At Kreuzberg, the result was not the disappearance of the site’s military identity, but its transformation into a more layered civic identity. The former barracks now participates in the life of the city not as a closed military machine, but as a mixed-use zone of learning, living, and economic activity. Yet that new identity remains haunted, in the best historical sense, by the older one. The roads remember. The plots remember. The service logic remembers. The site still carries the spatial memory of command even while serving civilian life.
13. THE CIVILIAN AFTERLIFE OF A MILITARY SYSTEM-PLACE
The transformation of Kreuzbergkaserne into a civilian hub is best understood not as a simple transition from one use to another, but as the prolonged reinterpretation of a structured military environment. What changed was not only ownership or function, but the governing logic of the place.
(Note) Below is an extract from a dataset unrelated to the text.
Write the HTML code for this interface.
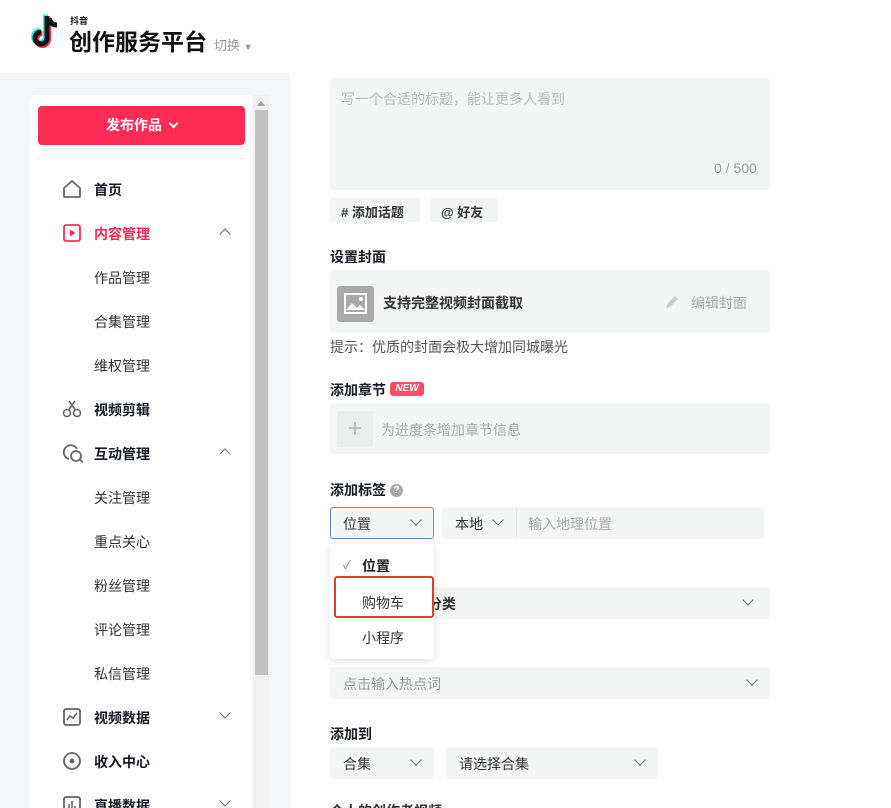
<!DOCTYPE html>
<html style="width:891px;height:808px;overflow:hidden"><head><meta charset="utf-8">
<style>
*{margin:0;padding:0;box-sizing:border-box}
body{width:891px;height:808px;overflow:hidden;background:#f5f6f7;font-family:"Liberation Sans","Noto Sans CJK SC",sans-serif;color:#161823;position:relative;font-size:14px}
.a{position:absolute}
.hdr{left:0;top:0;width:891px;height:73px;background:#fff}
.side{left:30px;top:95px;width:223px;height:713px;background:#fff;border-radius:6px 6px 0 0}
.main{left:290px;top:73px;width:601px;height:735px;background:#fff}
.nav{position:absolute;left:94px;font-size:14px;color:#333}
.nav.b{font-weight:bold;color:#161823}
.ic{position:absolute;left:62px}
.box{position:absolute;background:#f4f5f5;border-radius:4px}
.lbl{position:absolute;left:330px;font-weight:bold;font-size:14px;color:#161823}
.chev{position:absolute;width:8px;height:8px;border-right:1.6px solid #666;border-bottom:1.6px solid #666;transform:rotate(45deg)}
.chevu{position:absolute;width:8px;height:8px;border-left:1.6px solid #666;border-top:1.6px solid #666;transform:rotate(45deg)}
</style></head><body>
<div class="a hdr"></div>
<svg class="a" style="left:30px;top:13px" width="34" height="38" viewBox="0 0 34 38">
<path d="M17 3v22a6 6 0 1 1-6-6" fill="none" stroke="#25f4ee" stroke-width="5" transform="translate(-1.5,-1.5)"/>
<path d="M17 3v22a6 6 0 1 1-6-6" fill="none" stroke="#fe2c55" stroke-width="5" transform="translate(1.5,1.5)"/>
<path d="M17 3v22a6 6 0 1 1-6-6" fill="none" stroke="#111" stroke-width="5"/>
<path d="M19 5c1 5 4 7 8 7" fill="none" stroke="#111" stroke-width="5"/>
</svg>
<div class="a" style="left:70px;top:14px;font-size:9px;font-weight:bold">抖音</div>
<div class="a" style="left:69px;top:23px;font-size:23px;font-weight:bold;color:#111">创作服务平台</div>
<div class="a" style="left:214px;top:35px;font-size:13px;color:#999">切换 <span style="font-size:9px">▼</span></div>

<div class="a side"></div>
<div class="a" style="left:253px;top:95px;width:16px;height:713px;background:#f1f1f1"></div>
<div class="a" style="left:257px;top:101px;width:0;height:0;border-left:4px solid transparent;border-right:4px solid transparent;border-bottom:5px solid #a3a3a3"></div>
<div class="a" style="left:255px;top:110px;width:13px;height:565px;background:#c1c1c1"></div>

<div class="a" style="left:38px;top:106px;width:207px;height:39px;background:#fe2c55;border-radius:4px;color:#fff;font-weight:bold;font-size:14px;text-align:center;line-height:39px">发布作品 <span style="display:inline-block;width:7px;height:7px;border-right:2px solid #fff;border-bottom:2px solid #fff;transform:rotate(45deg);margin-left:4px;position:relative;top:-3px"></span></div>
<div class="a" style="left:38px;top:158px;width:207px;height:1px;background:#eee"></div>

<svg class="ic" style="top:179px" width="20" height="20" viewBox="0 0 20 20"><path d="M2 9L10 2l8 7v9H2z" fill="none" stroke="#666" stroke-width="1.8" stroke-linejoin="round"/></svg>
<div class="nav b" style="top:180px">首页</div>
<svg class="ic" style="top:223px" width="20" height="20" viewBox="0 0 20 20"><rect x="2" y="2" width="16" height="16" rx="2" fill="none" stroke="#fe2c55" stroke-width="1.8"/><path d="M8 6.5v7l5.5-3.5z" fill="#fe2c55"/></svg>
<div class="nav b" style="top:224px;color:#fe2c55">内容管理</div>
<div class="chevu" style="left:221px;top:230px"></div>
<div class="nav" style="top:268px">作品管理</div>
<div class="nav" style="top:312px">合集管理</div>
<div class="nav" style="top:356px">维权管理</div>
<svg class="ic" style="top:399px" width="20" height="20" viewBox="0 0 20 20"><circle cx="5" cy="14" r="3.5" fill="none" stroke="#666" stroke-width="1.6"/><circle cx="15" cy="14" r="3.5" fill="none" stroke="#666" stroke-width="1.6"/><path d="M6.5 11L13 2M13.5 11L7 2" stroke="#666" stroke-width="1.6"/></svg>
<div class="nav b" style="top:400px">视频剪辑</div>
<svg class="ic" style="top:443px" width="22" height="20" viewBox="0 0 22 20"><path d="M7 16a7 7 0 1 1 8-10" fill="none" stroke="#666" stroke-width="1.8"/><circle cx="14" cy="13" r="5" fill="none" stroke="#666" stroke-width="1.8"/><path d="M18 17l3 2" stroke="#666" stroke-width="1.8"/></svg>
<div class="nav b" style="top:444px">互动管理</div>
<div class="chevu" style="left:221px;top:450px"></div>
<div class="nav" style="top:488px">关注管理</div>
<div class="nav" style="top:532px">重点关心</div>
<div class="nav" style="top:576px">粉丝管理</div>
<div class="nav" style="top:620px">评论管理</div>
<div class="nav" style="top:664px">私信管理</div>
<svg class="ic" style="top:707px" width="20" height="20" viewBox="0 0 20 20"><rect x="2" y="2" width="16" height="16" rx="2" fill="none" stroke="#666" stroke-width="1.8"/><path d="M5 13l3-4 3 2 4-5" fill="none" stroke="#666" stroke-width="1.6"/></svg>
<div class="nav b" style="top:708px">视频数据</div>
<div class="chev" style="left:221px;top:709px"></div>
<svg class="ic" style="top:751px" width="20" height="20" viewBox="0 0 20 20"><circle cx="10" cy="10" r="8" fill="none" stroke="#666" stroke-width="1.8"/><circle cx="10" cy="10" r="2.5" fill="#666"/></svg>
<div class="nav b" style="top:752px">收入中心</div>
<svg class="ic" style="top:795px" width="20" height="20" viewBox="0 0 20 20"><rect x="2" y="2" width="16" height="16" rx="2" fill="none" stroke="#666" stroke-width="1.8"/><path d="M7 14V9M10 14V6M13 14v-3" stroke="#666" stroke-width="1.6"/></svg>
<div class="nav b" style="top:796px">直播数据</div>
<div class="chev" style="left:221px;top:797px"></div>

<div class="a main"></div>
<div class="box" style="left:330px;top:78px;width:440px;height:112px"></div>
<div class="a" style="left:341px;top:89px;font-size:14px;color:#bbb">写一个合适的标题，能让更多人看到</div>
<div class="a" style="left:714px;top:160px;font-size:14px;color:#999">0 / 500</div>
<div class="box" style="left:330px;top:198px;width:90px;height:24px;border-radius:2px"></div>
<div class="a" style="left:341px;top:202px;font-size:13px;font-weight:bold;color:#333"># 添加话题</div>
<div class="box" style="left:430px;top:198px;width:68px;height:24px;border-radius:2px"></div>
<div class="a" style="left:441px;top:202px;font-size:13px;font-weight:bold;color:#333">@ 好友</div>

<div class="lbl" style="top:247px">设置封面</div>
<div class="box" style="left:330px;top:270px;width:440px;height:63px"></div>
<div class="a" style="left:337px;top:286px;width:37px;height:36px;background:#a9a9a9;border-radius:3px"></div>
<svg class="a" style="left:344px;top:293px" width="23" height="21" viewBox="0 0 23 21"><rect x="1" y="1" width="21" height="19" fill="none" stroke="#fff" stroke-width="2"/><path d="M2 17l6-7 5 5 3-3 5 5z" fill="#fff"/><circle cx="17" cy="6" r="2" fill="#fff"/></svg>
<div class="a" style="left:383px;top:293px;font-weight:bold;color:#333">支持完整视频封面截取</div>
<svg class="a" style="left:664px;top:294px" width="16" height="16" viewBox="0 0 16 16"><path d="M2 14l1-4 8-8 3 3-8 8z" fill="#ccc"/></svg>
<div class="a" style="left:691px;top:293px;color:#aaa">编辑封面</div>
<div class="a" style="left:330px;top:337px;color:#555">提示：优质的封面会极大增加同城曝光</div>

<div class="lbl" style="top:380px">添加章节</div>
<div class="a" style="left:390px;top:382px;width:34px;height:14px;background:#fe4d64;border-radius:3px;color:#fff;font-size:10px;font-weight:bold;font-style:italic;text-align:center;line-height:14px">NEW</div>
<div class="box" style="left:330px;top:403px;width:440px;height:51px"></div>
<div class="a" style="left:337px;top:411px;width:36px;height:36px;background:#ebecec;border-radius:2px;color:#bbb;font-size:26px;text-align:center;line-height:34px">+</div>
<div class="a" style="left:381px;top:420px;color:#aaa">为进度条增加章节信息</div>

<div class="lbl" style="top:480px">添加标签</div>
<div class="a" style="left:390px;top:484px;width:13px;height:13px;border-radius:50%;background:#aaa;color:#fff;font-size:10px;font-weight:bold;text-align:center;line-height:13px">?</div>
<div class="a" style="left:330px;top:507px;width:104px;height:32px;border:1px solid #6b8cc2;border-radius:3px;background:#f4f5f5"></div>
<div class="a" style="left:343px;top:514px;color:#333">位置</div>
<div class="chev" style="left:412px;top:516px"></div>
<div class="box" style="left:442px;top:507px;width:322px;height:32px"></div>
<div class="a" style="left:455px;top:514px;color:#333">本地</div>
<div class="chev" style="left:494px;top:516px"></div>
<div class="a" style="left:516px;top:508px;width:1px;height:30px;background:#e6e6e6"></div>
<div class="a" style="left:528px;top:514px;color:#aaa">输入地理位置</div>

<div class="box" style="left:330px;top:587px;width:440px;height:32px"></div>
<div class="a" style="left:400px;top:594px;font-weight:bold;color:#333">内容分类</div>
<div class="chev" style="left:744px;top:596px"></div>

<div class="box" style="left:330px;top:667px;width:440px;height:32px"></div>
<div class="a" style="left:343px;top:674px;color:#999">点击输入热点词</div>
<div class="chev" style="left:748px;top:676px"></div>

<div class="a" style="left:330px;top:543px;width:104px;height:116px;background:#fff;border-radius:4px;box-shadow:0 2px 8px rgba(0,0,0,.12)"></div>
<div class="a" style="left:343px;top:556px;color:#888;font-size:12px">✓</div>
<div class="a" style="left:362px;top:556px;font-weight:bold;color:#222">位置</div>
<div class="a" style="left:334px;top:576px;width:100px;height:42px;border:2px solid #e53935;border-radius:3px"></div>
<div class="a" style="left:362px;top:593px;color:#333">购物车</div>
<div class="a" style="left:362px;top:628px;color:#333">小程序</div>

<div class="lbl" style="top:724px">添加到</div>
<div class="box" style="left:330px;top:747px;width:104px;height:32px"></div>
<div class="a" style="left:343px;top:754px;color:#333">合集</div>
<div class="chev" style="left:412px;top:756px"></div>
<div class="box" style="left:446px;top:747px;width:212px;height:32px"></div>
<div class="a" style="left:459px;top:754px;color:#333">请选择合集</div>
<div class="chev" style="left:636px;top:756px"></div>
<div class="lbl" style="top:801px;color:#333">个人的创作者视频</div>
</body></html>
Barracks became residences. Command buildings became academic or administrative spaces. Technical corridors became parts of civic infrastructure. A closed military world opened into differentiated civilian access. A communications and logistics landscape entered an afterlife of housing, study, service provision, and urban normality.
And yet the civilian hub that emerged was not innocent of its past. It was built from that past. Its educational role, residential patterns, service structures, and telecommunications continuities all developed in relation to inherited military form. That is what makes Kreuzberg historically compelling. It allows us to watch the transformation of military space not as disappearance, but as translation.
In the end, Kreuzberg’s civilian future does not erase its military history. It makes that history newly legible. The site teaches a larger lesson about Europe after the Cold War: that the end of military presence often leaves behind not ruins, but infrastructures. And infrastructures, unlike monuments, do not merely stand. They continue to organize life.
Kreuzberg did not cease to matter when the barracks era ended. It began to matter differently.